Within the material below, locate the line with "Give me the" and the line with "leading-[54px] text-white font-['Open_Sans',sans-serif]", then return those two lines and all lines between them, exactly as written.

## start Dataset rows

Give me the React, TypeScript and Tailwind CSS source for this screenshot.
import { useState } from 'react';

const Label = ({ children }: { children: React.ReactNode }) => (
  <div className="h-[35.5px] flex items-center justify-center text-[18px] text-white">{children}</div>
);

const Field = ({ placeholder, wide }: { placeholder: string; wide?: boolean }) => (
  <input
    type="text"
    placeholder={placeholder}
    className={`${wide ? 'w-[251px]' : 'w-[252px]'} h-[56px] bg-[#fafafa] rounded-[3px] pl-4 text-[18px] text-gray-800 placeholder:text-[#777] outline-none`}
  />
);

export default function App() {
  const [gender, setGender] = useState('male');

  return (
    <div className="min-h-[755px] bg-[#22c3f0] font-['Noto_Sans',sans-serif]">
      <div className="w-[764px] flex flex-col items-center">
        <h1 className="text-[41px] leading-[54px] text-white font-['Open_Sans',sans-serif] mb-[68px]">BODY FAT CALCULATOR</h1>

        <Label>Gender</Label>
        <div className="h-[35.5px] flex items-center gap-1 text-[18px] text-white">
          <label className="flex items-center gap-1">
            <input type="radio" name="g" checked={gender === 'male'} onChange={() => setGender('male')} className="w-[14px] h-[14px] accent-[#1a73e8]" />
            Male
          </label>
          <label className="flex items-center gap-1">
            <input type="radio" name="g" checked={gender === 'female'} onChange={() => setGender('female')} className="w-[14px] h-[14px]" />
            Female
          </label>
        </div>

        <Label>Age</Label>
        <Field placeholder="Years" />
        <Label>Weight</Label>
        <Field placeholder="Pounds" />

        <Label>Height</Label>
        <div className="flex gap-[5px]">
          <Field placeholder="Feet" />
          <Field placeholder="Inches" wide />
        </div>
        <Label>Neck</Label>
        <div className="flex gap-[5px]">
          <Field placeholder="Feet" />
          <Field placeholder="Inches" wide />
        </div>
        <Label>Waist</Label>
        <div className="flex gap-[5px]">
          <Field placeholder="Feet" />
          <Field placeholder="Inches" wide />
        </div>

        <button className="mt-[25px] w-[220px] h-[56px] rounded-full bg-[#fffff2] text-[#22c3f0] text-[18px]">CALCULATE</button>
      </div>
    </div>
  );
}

## end Dataset rows
## start Dataset rows

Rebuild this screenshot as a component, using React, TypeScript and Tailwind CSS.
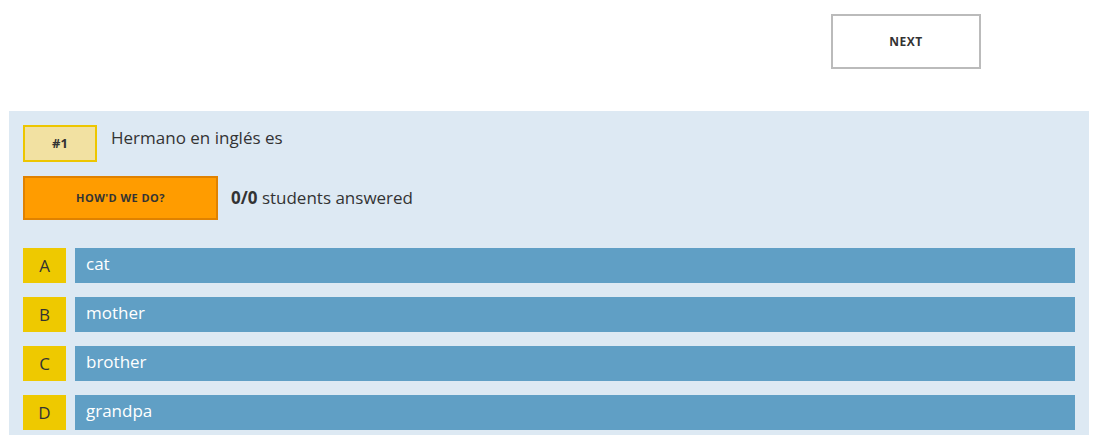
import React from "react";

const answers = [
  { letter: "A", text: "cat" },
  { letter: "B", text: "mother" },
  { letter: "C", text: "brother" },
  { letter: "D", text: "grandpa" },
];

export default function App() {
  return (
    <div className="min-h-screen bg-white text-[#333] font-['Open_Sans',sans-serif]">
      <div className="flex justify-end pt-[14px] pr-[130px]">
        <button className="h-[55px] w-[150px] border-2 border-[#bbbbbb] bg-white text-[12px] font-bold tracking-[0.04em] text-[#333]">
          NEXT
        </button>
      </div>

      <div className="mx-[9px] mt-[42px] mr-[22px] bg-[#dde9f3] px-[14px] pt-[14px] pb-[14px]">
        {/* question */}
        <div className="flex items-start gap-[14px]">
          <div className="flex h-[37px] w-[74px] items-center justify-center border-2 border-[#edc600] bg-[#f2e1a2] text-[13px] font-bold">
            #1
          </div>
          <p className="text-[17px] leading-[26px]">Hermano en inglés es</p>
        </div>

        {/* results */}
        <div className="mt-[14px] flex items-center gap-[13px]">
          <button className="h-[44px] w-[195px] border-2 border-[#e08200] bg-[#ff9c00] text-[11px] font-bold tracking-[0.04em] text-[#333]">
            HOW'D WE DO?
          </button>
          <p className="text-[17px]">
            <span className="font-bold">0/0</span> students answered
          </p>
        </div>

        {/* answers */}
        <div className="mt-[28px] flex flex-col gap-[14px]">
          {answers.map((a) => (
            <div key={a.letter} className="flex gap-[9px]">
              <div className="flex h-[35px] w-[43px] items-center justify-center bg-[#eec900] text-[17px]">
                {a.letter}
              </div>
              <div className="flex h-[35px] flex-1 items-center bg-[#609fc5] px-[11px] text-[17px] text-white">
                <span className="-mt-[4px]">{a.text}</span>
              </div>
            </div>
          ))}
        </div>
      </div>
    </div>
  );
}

## end Dataset rows
## start Dataset rows

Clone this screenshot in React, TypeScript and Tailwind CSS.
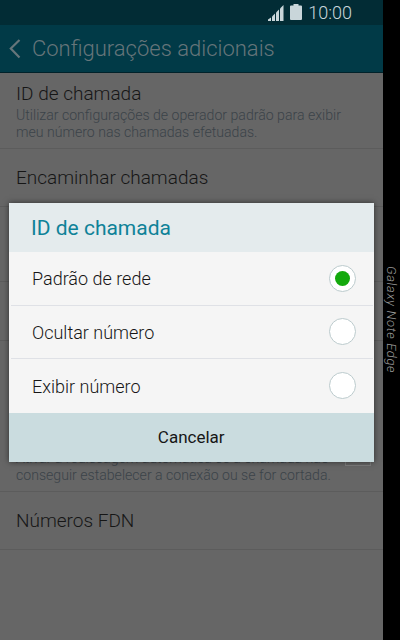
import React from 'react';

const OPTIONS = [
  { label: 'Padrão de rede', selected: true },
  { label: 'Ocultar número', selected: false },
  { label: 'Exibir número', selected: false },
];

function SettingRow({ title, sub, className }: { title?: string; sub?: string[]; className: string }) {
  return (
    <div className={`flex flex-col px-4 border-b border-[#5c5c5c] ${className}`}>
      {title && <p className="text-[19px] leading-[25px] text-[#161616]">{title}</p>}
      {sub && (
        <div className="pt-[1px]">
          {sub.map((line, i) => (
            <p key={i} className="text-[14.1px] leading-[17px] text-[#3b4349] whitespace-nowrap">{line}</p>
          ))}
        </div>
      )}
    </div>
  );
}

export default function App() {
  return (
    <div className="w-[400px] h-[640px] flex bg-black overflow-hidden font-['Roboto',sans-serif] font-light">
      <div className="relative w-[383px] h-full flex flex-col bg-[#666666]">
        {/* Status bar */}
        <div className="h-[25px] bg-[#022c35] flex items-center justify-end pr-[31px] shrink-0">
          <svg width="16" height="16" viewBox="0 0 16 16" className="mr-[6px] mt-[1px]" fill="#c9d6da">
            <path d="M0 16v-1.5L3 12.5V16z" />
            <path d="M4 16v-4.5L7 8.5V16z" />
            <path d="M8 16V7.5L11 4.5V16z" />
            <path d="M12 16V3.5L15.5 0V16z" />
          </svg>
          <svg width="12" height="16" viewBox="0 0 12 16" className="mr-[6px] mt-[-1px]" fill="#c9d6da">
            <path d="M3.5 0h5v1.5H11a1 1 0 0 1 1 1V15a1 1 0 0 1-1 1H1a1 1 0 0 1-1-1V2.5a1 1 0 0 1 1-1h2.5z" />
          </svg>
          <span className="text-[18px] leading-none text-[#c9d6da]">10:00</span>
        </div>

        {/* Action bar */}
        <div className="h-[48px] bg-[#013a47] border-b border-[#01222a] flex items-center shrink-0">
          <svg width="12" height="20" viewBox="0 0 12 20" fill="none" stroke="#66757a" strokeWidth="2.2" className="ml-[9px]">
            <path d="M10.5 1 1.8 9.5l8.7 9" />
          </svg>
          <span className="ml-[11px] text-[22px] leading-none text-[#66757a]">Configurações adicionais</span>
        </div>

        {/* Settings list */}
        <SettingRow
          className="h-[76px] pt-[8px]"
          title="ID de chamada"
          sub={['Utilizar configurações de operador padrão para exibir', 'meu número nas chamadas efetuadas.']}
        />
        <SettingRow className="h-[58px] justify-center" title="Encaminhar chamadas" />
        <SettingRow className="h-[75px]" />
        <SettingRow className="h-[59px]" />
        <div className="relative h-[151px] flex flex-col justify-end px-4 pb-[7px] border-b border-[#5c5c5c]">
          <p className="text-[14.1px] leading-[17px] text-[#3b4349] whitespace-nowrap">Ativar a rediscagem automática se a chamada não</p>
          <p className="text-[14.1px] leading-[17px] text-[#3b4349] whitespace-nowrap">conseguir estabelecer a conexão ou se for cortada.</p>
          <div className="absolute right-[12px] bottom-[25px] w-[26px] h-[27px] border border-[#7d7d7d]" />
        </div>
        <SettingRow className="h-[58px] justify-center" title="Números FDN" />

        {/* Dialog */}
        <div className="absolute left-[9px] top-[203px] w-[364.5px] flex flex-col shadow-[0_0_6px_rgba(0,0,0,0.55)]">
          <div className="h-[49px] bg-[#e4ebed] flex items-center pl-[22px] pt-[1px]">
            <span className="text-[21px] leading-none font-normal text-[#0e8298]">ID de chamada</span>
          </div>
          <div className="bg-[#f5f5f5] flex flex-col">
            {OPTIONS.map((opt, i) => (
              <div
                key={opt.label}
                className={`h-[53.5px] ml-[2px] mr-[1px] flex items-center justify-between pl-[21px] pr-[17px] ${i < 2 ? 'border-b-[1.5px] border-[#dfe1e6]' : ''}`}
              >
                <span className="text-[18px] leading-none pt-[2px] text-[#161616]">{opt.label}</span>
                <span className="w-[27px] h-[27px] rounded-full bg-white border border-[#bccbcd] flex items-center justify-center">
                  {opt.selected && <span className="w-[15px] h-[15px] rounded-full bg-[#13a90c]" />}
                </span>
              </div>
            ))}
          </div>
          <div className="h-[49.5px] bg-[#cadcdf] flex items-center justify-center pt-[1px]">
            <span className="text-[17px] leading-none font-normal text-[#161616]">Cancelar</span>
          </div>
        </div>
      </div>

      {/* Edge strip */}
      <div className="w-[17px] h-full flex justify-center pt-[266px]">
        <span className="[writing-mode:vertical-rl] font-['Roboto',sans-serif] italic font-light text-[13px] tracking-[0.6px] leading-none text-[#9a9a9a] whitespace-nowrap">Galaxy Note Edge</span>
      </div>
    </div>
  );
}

## end Dataset rows

## Exercise result
Give me the React, TypeScript and Tailwind CSS source for this screenshot.
import { useState } from 'react';

const Label = ({ children }: { children: React.ReactNode }) => (
  <div className="h-[35.5px] flex items-center justify-center text-[18px] text-white">{children}</div>
);

const Field = ({ placeholder, wide }: { placeholder: string; wide?: boolean }) => (
  <input
    type="text"
    placeholder={placeholder}
    className={`${wide ? 'w-[251px]' : 'w-[252px]'} h-[56px] bg-[#fafafa] rounded-[3px] pl-4 text-[18px] text-gray-800 placeholder:text-[#777] outline-none`}
  />
);

export default function App() {
  const [gender, setGender] = useState('male');

  return (
    <div className="min-h-[755px] bg-[#22c3f0] font-['Noto_Sans',sans-serif]">
      <div className="w-[764px] flex flex-col items-center">
        <h1 className="text-[41px] leading-[54px] text-white font-['Open_Sans',sans-serif] mb-[68px]">BODY FAT CALCULATOR</h1>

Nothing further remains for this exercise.